中国政府は先月下旬、新型コロナに感染して肺炎か呼吸器不全で死亡した人のみをコロナ関連の死者として集計する方針を発表しており、世界の医療専門家からは問題視する声が出ていた。

WHOの指針では、疑い例を含め感染者が「臨床診断症状」で死亡した場合、外傷など明らかにウイルスが原因ではない例を除き、死者数として計上するよう求めている。

中国は感染を徹底的に封じ込める「ゼロコロナ」政策を転換させて以来、1日当たり5人以下の死者しか報告していないが、国内の葬儀場や病院の多くは受け入れ能力が追い付いていないと明らかにしている。

WHOのテドロス事務局長は先に記者会見で「われわれは中国に対し、入院者数と死者数に関するより迅速で定期的かつ信頼できるデータ、およびより包括的でリアルタイムのウイルス配列の公表を引き続き求める」と表明。「WHOは中国における生命へのリスクを懸念し、入院、重症化、死亡から守るためにブースター(追加)接種を含むワクチン接種の重要性を改めて示した」と述べた。
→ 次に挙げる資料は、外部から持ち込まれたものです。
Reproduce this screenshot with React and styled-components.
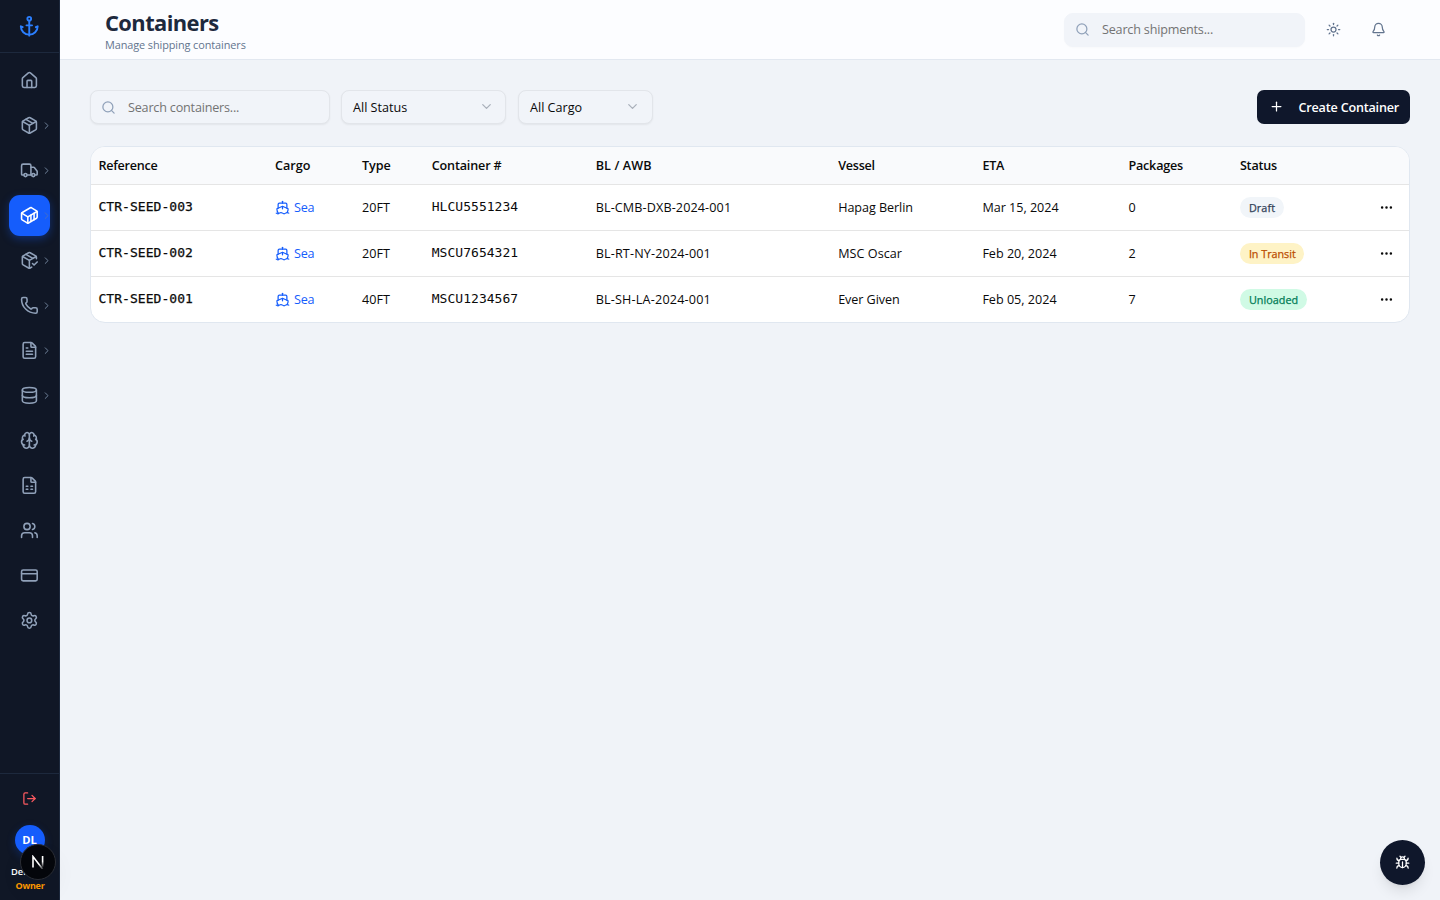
import React from "react";
import styled, { createGlobalStyle, css } from "styled-components";
import {
  Anchor, House, Package, Truck, Container, PackageCheck, Phone, FileText, Database, Brain,
  FileSpreadsheet, Users, CreditCard, Settings, LogOut, Search, Sun, Bell, Plus, ChevronDown,
  ChevronRight, Ship, Ellipsis, Bug,
} from "lucide-react";

const GlobalStyle = createGlobalStyle`
  *, *::before, *::after { box-sizing: border-box; }
  body {
    margin: 0;
    background: #f0f3f8;
    color: #0a0a0a;
    font-family: "Open Sans", "Noto Sans", sans-serif;
    font-size: 12.6px;
    line-height: 18.75px;
  }
  svg { display: block; flex: none; }
`;

const Shell = styled.div`
  display: flex;
  height: 900px;
  overflow: hidden;
`;

const Sidebar = styled.aside`
  display: flex;
  flex-direction: column;
  flex: none;
  width: 60px;
  background: #101726;
  border-right: 1px solid #1d293d;
`;

const Brand = styled.div`
  display: flex;
  align-items: center;
  justify-content: center;
  height: 53px;
  padding: 1px 1px 0 0;
  border-bottom: 1px solid #1d293d;
  color: #2b7fff;
`;

const Nav = styled.nav`
  display: flex;
  flex-direction: column;
  gap: 4px;
  flex: 1;
  padding: 7px 9px 0;
`;

const NavItem = styled.a`
  position: relative;
  display: flex;
  align-items: center;
  justify-content: center;
  width: 41px;
  height: 41px;
  border-radius: 11px;
  color: #90a1b9;
  ${(p) =>
    p.$active &&
    css`
      background: #155dfc;
      color: #fff;
      box-shadow: 0 3px 8px rgba(21, 93, 252, 0.35);
    `}
`;

const Expand = styled.span`
  position: absolute;
  right: -2px;
  top: 15px;
  color: ${(p) => (p.$active ? "#4b6fc0" : "#74869f")};
`;

const Account = styled.div`
  display: flex;
  flex-direction: column;
  align-items: center;
  height: 127px;
  padding-top: 17px;
  border-top: 1px solid #1d293d;
  color: #fb5a60;
`;

const Avatar = styled.div`
  display: flex;
  align-items: center;
  justify-content: center;
  width: 30px;
  height: 30px;
  margin-top: 19px;
  border-radius: 50%;
  background: #155dfc;
  box-shadow: 0 3px 9px rgba(21, 93, 252, 0.25);
  color: #fff;
  font-size: 11.2px;
  font-weight: 700;
`;

const UserName = styled.div`
  width: 37px;
  margin-top: 10px;
  overflow: hidden;
  color: #fff;
  font-size: 9.3px;
  font-weight: 600;
  line-height: 14px;
  white-space: nowrap;
`;

const Role = styled.div`
  padding-left: 1px;
  color: #fe9a00;
  font-size: 9px;
  font-weight: 700;
  line-height: 14px;
  letter-spacing: -0.25px;
`;

const DevBadge = styled.div`
  position: fixed;
  left: 20px;
  top: 844px;
  width: 36px;
  height: 36px;
  border-radius: 50%;
  background: #04060b;
  border: 1px solid #2b2e35;
  box-shadow: 0 12px 24px rgba(0, 0, 0, 0.06);
  display: flex;
  align-items: center;
  justify-content: center;
`;

const Page = styled.div`
  display: flex;
  flex-direction: column;
  flex: 1;
`;

const Header = styled.header`
  display: flex;
  align-items: center;
  justify-content: space-between;
  height: 60px;
  padding: 0 45px;
  background: #fcfdff;
  border-bottom: 1px solid #e2e8f0;
`;

const Heading = styled.div`
  padding-top: 2px;
`;

const Title = styled.h1`
  margin: 0;
  color: #1d293d;
  font-size: 21.9px;
  font-weight: 700;
  line-height: 28px;
  letter-spacing: -0.58px;
`;

const Subtitle = styled.p`
  margin: 0;
  color: #62748e;
  font-size: 10.9px;
  line-height: 15px;
  letter-spacing: -0.09px;
`;

const HeaderTools = styled.div`
  display: flex;
  align-items: center;
`;

const SearchField = styled.label`
  display: flex;
  align-items: center;
  gap: 12px;
  width: ${(p) => p.$width}px;
  height: 34px;
  padding: 0 10px;
  border: 1px solid ${(p) => (p.$bare ? "#f1f4f9" : "#e2e5ea")};
  border-radius: ${(p) => (p.$bare ? 9 : 8)}px;
  background: #f1f4f9;
  box-shadow: 0 1px 2px rgba(0, 0, 0, ${(p) => (p.$bare ? 0.02 : 0.06)});
  color: #90a1b9;
`;

const SearchInput = styled.input`
  flex: 1;
  min-width: 0;
  padding: 2px 0 0;
  border: 0;
  outline: 0;
  background: transparent;
  font: inherit;
  letter-spacing: -0.19px;
  &::placeholder { color: #737373; opacity: 1; }
`;

const IconButton = styled.button`
  display: flex;
  align-items: center;
  justify-content: center;
  width: 34px;
  height: 34px;
  margin-left: 11px;
  padding: 0;
  border: 0;
  background: transparent;
  color: #62748e;
`;

const Content = styled.main`
  padding: 30px;
`;

const Toolbar = styled.div`
  display: flex;
  gap: 12px;
`;

const Select = styled.button`
  display: flex;
  align-items: center;
  justify-content: space-between;
  width: ${(p) => p.$width}px;
  height: 34px;
  padding: 0 ${(p) => p.$end}px 0 11px;
  border: 1px solid #e2e5ea;
  border-radius: 8px;
  background: #f1f4f9;
  box-shadow: 0 1px 2px rgba(0, 0, 0, 0.06);
  color: #0a0a0a;
  font: inherit;
  svg { color: #a9b0ba; margin-bottom: 1px; }
  &:first-of-type { margin-left: -1px; }
`;

const ButtonText = styled.span`
  padding-top: 2px;
`;

const CreateButton = styled.button`
  display: flex;
  align-items: center;
  justify-content: space-between;
  width: 153px;
  height: 34px;
  margin-left: auto;
  padding: 0 11px 0 12px;
  border: 0;
  border-radius: 7px;
  background: #0f172b;
  color: #fff;
  font: inherit;
  font-weight: 600;
  letter-spacing: -0.2px;
  svg { margin-bottom: 1px; }
`;

const Table = styled.section`
  margin-top: 22px;
  border: 1px solid #e0e7f0;
  border-radius: 15px;
  background: #fff;
  overflow: hidden;
`;

const Row = styled.div`
  display: grid;
  grid-template-columns: 176.5px 87px 69.7px 164px 242.5px 144.2px 146px 111.5px 1fr 45px;
  align-items: center;
  height: 46px;
  border-bottom: 1px solid #e5e5e5;
  &:last-child { height: 45px; border-bottom: 0; }
`;

const HeadRow = styled(Row)`
  height: 38px;
  background: #f9fafc;
  font-weight: 600;
`;

const Cell = styled.div`
  padding: 2px 7.5px 0;
  white-space: nowrap;
  letter-spacing: ${(p) => p.$tracking || 0}px;
`;

const Code = styled(Cell)`
  padding-top: 0;
  font-family: "DejaVu Sans Mono", monospace;
  font-size: 13px;
  letter-spacing: 0.04px;
  -webkit-text-stroke: ${(p) => (p.$strong ? "0.25px" : "0")} #0a0a0a;
`;

const Mode = styled(Cell)`
  display: flex;
  align-items: center;
  gap: 4px;
  color: #155dfc;
  svg { margin-bottom: 2px; }
`;

const StatusCell = styled.div`
  display: flex;
  padding-left: 7.5px;
`;

const Badge = styled.span`
  display: flex;
  align-items: center;
  height: 21px;
  padding: 1px 8.5px 0 9px;
  border-radius: 11px;
  font-size: 10.8px;
  letter-spacing: ${(p) => p.$tracking}px;
  background: ${(p) => p.$tone.bg};
  color: ${(p) => p.$tone.fg};
  -webkit-text-stroke: 0.25px ${(p) => p.$tone.fg};
`;

const Actions = styled.div`
  display: flex;
  justify-content: center;
`;

const ReportButton = styled.button`
  position: fixed;
  left: 1380px;
  top: 840px;
  display: flex;
  align-items: center;
  justify-content: center;
  width: 45px;
  height: 45px;
  padding: 0;
  border: 0;
  border-radius: 50%;
  background: #0f172b;
  color: #fff;
  box-shadow: 0 9px 14px -3px rgba(0, 0, 0, 0.1), 0 4px 6px -4px rgba(0, 0, 0, 0.1);
`;

const navItems = [
  { icon: House },
  { icon: Package, more: true },
  { icon: Truck, more: true },
  { icon: Container, more: true, active: true },
  { icon: PackageCheck, more: true },
  { icon: Phone, more: true },
  { icon: FileText, more: true },
  { icon: Database, more: true },
  { icon: Brain },
  { icon: FileSpreadsheet },
  { icon: Users },
  { icon: CreditCard },
  { icon: Settings },
];

const columns = [
  ["Reference", -0.26], ["Cargo", 0], ["Type", -0.05], ["Container #", -0.16], ["BL / AWB", 0.1],
  ["Vessel", -0.25], ["ETA", -0.2], ["Packages", -0.19], ["Status", -0.2],
];

const tones = {
  draft: { bg: "#f1f5f9", fg: "#314158" },
  transit: { bg: "#fef3c6", fg: "#bb4d00" },
  unloaded: { bg: "#d0fae5", fg: "#007a55" },
};

const rows = [
  { ref: "CTR-SEED-003", type: "20FT", box: "HLCU5551234", bl: ["BL-CMB-DXB-2024-001", 0.12], vessel: ["Hapag Berlin", -0.06], eta: ["Mar 15, 2024", -0.02], packages: 0, status: ["Draft", 0.1, "draft"] },
  { ref: "CTR-SEED-002", type: "20FT", box: "MSCU7654321", bl: ["BL-RT-NY-2024-001", 0.16], vessel: ["MSC Oscar", 0.05], eta: ["Feb 20, 2024", 0], packages: 2, status: ["In Transit", -0.03, "transit"] },
  { ref: "CTR-SEED-001", type: "40FT", box: "MSCU1234567", bl: ["BL-SH-LA-2024-001", 0.19], vessel: ["Ever Given", -0.08], eta: ["Feb 05, 2024", 0], packages: 7, status: ["Unloaded", 0.05, "unloaded"] },
];

export default function App() {
  return (
    <>
      <GlobalStyle />
      <Shell>
        <Sidebar>
          <Brand><Anchor size={22.5} /></Brand>
          <Nav>
            {navItems.map(({ icon: Icon, more, active }, i) => (
              <NavItem key={i} $active={active}>
                <Icon size={18.75} />
                {more && <Expand $active={active}><ChevronRight size={11.25} /></Expand>}
              </NavItem>
            ))}
          </Nav>
          <Account>
            <LogOut size={15} />
            <Avatar>DL</Avatar>
            <UserName>Demo L</UserName>
            <Role>Owner</Role>
          </Account>
        </Sidebar>
        <Page>
          <Header>
            <Heading>
              <Title>Containers</Title>
              <Subtitle>Manage shipping containers</Subtitle>
            </Heading>
            <HeaderTools>
              <SearchField $width={241} $bare>
                <Search size={15} />
                <SearchInput placeholder="Search shipments..." />
              </SearchField>
              <IconButton><Sun size={15} /></IconButton>
              <IconButton><Bell size={15} /></IconButton>
            </HeaderTools>
          </Header>
          <Content>
            <Toolbar>
              <SearchField $width={240}>
                <Search size={15} />
                <SearchInput placeholder="Search containers..." />
              </SearchField>
              <Select $width={165} $end={11}><ButtonText>All Status</ButtonText><ChevronDown size={15} /></Select>
              <Select $width={135} $end={12}><ButtonText>All Cargo</ButtonText><ChevronDown size={15} /></Select>
              <CreateButton><Plus size={15} /><ButtonText>Create Container</ButtonText></CreateButton>
            </Toolbar>
            <Table>
              <HeadRow>
                {columns.map(([label, tracking]) => (
                  <Cell key={label} $tracking={tracking}>{label}</Cell>
                ))}
              </HeadRow>
              {rows.map((r) => (
                <Row key={r.ref}>
                  <Code $strong>{r.ref}</Code>
                  <Mode $tracking={-0.2}><Ship size={15} />Sea</Mode>
                  <Cell>{r.type}</Cell>
                  <Code>{r.box}</Code>
                  <Cell $tracking={r.bl[1]}>{r.bl[0]}</Cell>
                  <Cell $tracking={r.vessel[1]}>{r.vessel[0]}</Cell>
                  <Cell $tracking={r.eta[1]}>{r.eta[0]}</Cell>
                  <Cell>{r.packages}</Cell>
                  <StatusCell>
                    <Badge $tracking={r.status[1]} $tone={tones[r.status[2]]}>{r.status[0]}</Badge>
                  </StatusCell>
                  <Actions><Ellipsis size={15} /></Actions>
                </Row>
              ))}
            </Table>
          </Content>
        </Page>
        <DevBadge>
          <svg width="14" height="14" viewBox="0 0 14 14" fill="none">
            <defs>
              <linearGradient id="fade" x1="0" y1="0" x2="0" y2="1">
                <stop offset="0.5" stopColor="#fff" />
                <stop offset="1" stopColor="#fff" stopOpacity="0.1" />
              </linearGradient>
              <linearGradient id="tail" x1="6" y1="7" x2="12" y2="14" gradientUnits="userSpaceOnUse">
                <stop offset="0.3" stopColor="#fff" />
                <stop offset="1" stopColor="#fff" stopOpacity="0.2" />
              </linearGradient>
            </defs>
            <path d="M2 12.5V1.6L11.6 14" stroke="url(#tail)" strokeWidth="1.6" />
            <rect x="10.8" y="1" width="1.6" height="11" fill="url(#fade)" />
          </svg>
        </DevBadge>
        <ReportButton><Bug size={15} /></ReportButton>
      </Shell>
    </>
  );
}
中国の感染率が高い一方で全容を示すデータが公表されていないことを踏まえると、一部の国が中国からの渡航者にコロナ検査を行うなどの水際対策を取っているのは理解できるとした。

WHOの警戒・対応調整部門の責任者、アブディ・マハムド氏は、数週間後に控える春節(旧正月)に中国で親族の集まりが増えるのに伴い、新たな感染の波が起きる可能性があるとして警鐘を鳴らした。